Only the number is wanted: tally the lines below that contain the word "this".

SUPPLIED DATA:
★ ★ ★ ★ ★

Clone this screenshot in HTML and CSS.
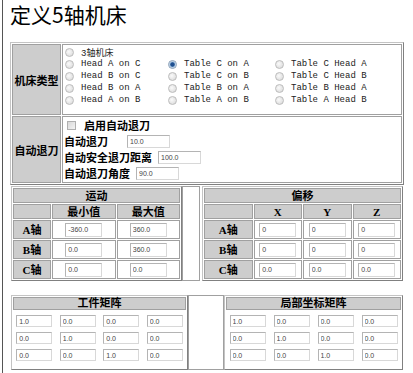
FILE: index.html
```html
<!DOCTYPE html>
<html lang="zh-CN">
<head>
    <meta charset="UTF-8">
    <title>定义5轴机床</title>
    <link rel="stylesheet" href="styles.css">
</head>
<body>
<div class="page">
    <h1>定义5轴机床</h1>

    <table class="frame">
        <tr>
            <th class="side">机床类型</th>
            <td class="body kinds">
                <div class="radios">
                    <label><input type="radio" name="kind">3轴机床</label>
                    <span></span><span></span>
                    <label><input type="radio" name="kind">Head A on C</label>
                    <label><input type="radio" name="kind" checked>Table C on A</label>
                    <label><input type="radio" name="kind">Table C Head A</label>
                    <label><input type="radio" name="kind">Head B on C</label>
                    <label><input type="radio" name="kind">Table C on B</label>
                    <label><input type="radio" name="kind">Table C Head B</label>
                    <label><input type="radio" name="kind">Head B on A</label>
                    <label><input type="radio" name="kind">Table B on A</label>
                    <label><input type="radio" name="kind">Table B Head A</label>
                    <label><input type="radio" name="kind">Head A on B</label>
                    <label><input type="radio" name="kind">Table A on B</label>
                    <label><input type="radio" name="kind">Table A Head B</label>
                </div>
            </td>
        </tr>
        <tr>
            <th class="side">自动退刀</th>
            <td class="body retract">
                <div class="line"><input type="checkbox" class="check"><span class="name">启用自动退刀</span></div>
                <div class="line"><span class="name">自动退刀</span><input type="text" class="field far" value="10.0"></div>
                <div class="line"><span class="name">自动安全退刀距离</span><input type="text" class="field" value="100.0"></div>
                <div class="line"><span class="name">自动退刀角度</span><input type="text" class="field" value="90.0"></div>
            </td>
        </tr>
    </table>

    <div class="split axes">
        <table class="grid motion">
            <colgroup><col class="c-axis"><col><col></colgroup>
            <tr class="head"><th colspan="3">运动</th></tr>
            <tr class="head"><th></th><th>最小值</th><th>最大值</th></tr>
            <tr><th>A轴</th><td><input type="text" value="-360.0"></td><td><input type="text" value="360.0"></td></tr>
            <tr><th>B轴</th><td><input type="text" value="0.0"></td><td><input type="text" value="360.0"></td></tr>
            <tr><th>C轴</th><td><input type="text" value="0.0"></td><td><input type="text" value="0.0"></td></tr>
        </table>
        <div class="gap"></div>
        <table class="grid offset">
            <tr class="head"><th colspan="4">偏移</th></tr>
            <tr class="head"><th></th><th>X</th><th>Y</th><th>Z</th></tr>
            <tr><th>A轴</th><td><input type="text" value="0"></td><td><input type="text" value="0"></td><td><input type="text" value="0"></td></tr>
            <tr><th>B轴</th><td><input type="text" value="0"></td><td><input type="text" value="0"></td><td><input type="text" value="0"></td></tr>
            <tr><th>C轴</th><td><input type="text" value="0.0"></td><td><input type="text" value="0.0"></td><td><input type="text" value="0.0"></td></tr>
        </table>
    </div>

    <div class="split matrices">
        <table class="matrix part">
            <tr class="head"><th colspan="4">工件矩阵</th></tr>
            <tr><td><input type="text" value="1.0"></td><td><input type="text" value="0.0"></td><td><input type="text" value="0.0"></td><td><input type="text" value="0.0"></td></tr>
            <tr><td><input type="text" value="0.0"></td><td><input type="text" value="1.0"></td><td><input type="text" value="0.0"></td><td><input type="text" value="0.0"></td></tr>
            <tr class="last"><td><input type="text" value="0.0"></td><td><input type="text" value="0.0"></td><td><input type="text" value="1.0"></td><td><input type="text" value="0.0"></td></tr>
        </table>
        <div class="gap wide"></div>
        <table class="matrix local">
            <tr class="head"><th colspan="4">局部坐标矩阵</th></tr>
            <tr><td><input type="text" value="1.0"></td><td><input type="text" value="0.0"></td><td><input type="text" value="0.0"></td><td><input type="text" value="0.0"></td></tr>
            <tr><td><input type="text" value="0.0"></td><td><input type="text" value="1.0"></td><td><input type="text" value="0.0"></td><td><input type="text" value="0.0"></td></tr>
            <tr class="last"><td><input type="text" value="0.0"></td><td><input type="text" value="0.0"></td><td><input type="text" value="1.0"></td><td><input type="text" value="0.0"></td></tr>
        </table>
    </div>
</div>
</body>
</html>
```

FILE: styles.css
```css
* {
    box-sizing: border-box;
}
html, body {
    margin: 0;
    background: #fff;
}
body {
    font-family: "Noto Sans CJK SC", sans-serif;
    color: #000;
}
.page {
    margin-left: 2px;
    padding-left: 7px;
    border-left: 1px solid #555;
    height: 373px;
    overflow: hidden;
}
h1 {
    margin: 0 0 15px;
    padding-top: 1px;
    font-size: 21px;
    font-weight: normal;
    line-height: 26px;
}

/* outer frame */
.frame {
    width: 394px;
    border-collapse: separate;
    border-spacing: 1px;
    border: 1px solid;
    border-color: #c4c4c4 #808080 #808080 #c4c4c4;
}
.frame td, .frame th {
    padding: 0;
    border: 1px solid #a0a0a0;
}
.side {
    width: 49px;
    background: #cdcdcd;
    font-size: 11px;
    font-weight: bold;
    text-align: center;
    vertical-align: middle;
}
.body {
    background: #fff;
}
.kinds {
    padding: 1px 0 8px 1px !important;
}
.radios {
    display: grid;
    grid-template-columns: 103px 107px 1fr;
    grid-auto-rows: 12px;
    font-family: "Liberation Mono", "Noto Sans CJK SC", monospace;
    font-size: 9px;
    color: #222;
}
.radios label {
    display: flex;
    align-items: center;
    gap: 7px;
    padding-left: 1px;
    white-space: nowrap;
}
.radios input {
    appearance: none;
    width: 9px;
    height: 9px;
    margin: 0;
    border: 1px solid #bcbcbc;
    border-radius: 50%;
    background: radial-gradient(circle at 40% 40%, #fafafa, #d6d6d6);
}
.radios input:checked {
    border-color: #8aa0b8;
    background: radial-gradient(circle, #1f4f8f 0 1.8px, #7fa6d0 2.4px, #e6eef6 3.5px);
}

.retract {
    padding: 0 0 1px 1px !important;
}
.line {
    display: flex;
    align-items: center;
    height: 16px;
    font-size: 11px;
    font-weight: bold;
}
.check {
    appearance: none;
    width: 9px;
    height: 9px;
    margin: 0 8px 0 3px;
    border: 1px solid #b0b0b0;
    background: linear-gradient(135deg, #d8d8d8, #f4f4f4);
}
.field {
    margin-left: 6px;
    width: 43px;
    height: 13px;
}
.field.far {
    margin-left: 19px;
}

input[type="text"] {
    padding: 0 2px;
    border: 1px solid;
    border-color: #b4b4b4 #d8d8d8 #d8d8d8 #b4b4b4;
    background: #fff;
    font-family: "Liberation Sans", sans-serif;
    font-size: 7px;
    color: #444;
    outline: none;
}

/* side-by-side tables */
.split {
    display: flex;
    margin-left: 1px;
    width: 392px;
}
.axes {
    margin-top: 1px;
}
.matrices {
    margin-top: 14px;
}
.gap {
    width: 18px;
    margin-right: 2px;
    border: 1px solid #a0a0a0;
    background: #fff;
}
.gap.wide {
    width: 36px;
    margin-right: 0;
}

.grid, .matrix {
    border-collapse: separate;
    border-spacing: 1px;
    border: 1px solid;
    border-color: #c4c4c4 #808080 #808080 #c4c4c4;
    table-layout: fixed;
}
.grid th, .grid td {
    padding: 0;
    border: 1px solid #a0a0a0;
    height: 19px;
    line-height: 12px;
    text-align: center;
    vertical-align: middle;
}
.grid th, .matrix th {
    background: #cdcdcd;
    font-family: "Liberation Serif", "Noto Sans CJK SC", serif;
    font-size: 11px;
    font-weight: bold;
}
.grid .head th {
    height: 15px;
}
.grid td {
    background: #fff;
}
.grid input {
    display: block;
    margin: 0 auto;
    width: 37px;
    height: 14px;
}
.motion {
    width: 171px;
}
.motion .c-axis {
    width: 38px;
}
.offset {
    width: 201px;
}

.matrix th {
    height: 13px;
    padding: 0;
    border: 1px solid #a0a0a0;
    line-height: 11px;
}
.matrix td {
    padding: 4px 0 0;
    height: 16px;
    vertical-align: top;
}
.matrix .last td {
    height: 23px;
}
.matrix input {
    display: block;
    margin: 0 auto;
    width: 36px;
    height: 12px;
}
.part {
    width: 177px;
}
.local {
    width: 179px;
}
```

★ ★ ★ ★ ★

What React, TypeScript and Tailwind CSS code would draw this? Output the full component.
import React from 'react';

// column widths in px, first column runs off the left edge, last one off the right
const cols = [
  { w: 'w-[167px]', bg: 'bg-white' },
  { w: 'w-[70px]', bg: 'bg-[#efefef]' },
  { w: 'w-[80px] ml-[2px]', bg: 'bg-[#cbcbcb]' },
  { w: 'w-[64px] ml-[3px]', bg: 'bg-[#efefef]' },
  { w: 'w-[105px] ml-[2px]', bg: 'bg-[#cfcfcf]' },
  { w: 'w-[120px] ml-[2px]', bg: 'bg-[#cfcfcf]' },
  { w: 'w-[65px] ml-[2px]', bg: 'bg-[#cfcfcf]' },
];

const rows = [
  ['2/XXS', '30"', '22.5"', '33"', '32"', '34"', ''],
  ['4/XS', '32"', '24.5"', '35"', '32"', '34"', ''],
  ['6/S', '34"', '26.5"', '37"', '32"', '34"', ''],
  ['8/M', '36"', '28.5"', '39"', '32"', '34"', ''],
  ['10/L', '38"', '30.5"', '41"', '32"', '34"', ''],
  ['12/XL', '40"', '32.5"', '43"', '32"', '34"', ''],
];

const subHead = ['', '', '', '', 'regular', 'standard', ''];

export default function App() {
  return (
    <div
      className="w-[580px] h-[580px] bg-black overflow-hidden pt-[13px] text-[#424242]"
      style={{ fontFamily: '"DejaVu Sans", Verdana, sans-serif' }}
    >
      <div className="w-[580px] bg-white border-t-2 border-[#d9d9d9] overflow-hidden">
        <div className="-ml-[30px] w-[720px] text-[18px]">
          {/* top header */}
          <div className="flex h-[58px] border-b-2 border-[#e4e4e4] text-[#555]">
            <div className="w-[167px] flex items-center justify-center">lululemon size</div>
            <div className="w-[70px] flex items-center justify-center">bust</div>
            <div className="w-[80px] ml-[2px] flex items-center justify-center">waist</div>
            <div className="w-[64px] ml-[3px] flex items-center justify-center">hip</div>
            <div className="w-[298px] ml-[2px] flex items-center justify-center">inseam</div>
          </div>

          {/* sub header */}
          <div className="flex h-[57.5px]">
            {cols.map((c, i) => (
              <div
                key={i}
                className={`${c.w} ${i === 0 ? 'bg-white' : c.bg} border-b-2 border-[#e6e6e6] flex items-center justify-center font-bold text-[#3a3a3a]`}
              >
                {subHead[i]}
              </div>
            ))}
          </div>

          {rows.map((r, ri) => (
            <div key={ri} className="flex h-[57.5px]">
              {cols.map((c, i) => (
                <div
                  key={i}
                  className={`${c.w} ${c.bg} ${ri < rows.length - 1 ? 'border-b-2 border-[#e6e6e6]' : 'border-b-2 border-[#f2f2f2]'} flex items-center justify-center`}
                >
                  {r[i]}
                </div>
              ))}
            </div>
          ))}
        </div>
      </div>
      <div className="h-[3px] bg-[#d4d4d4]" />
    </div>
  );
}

★ ★ ★ ★ ★

FULL RESPONSE: 2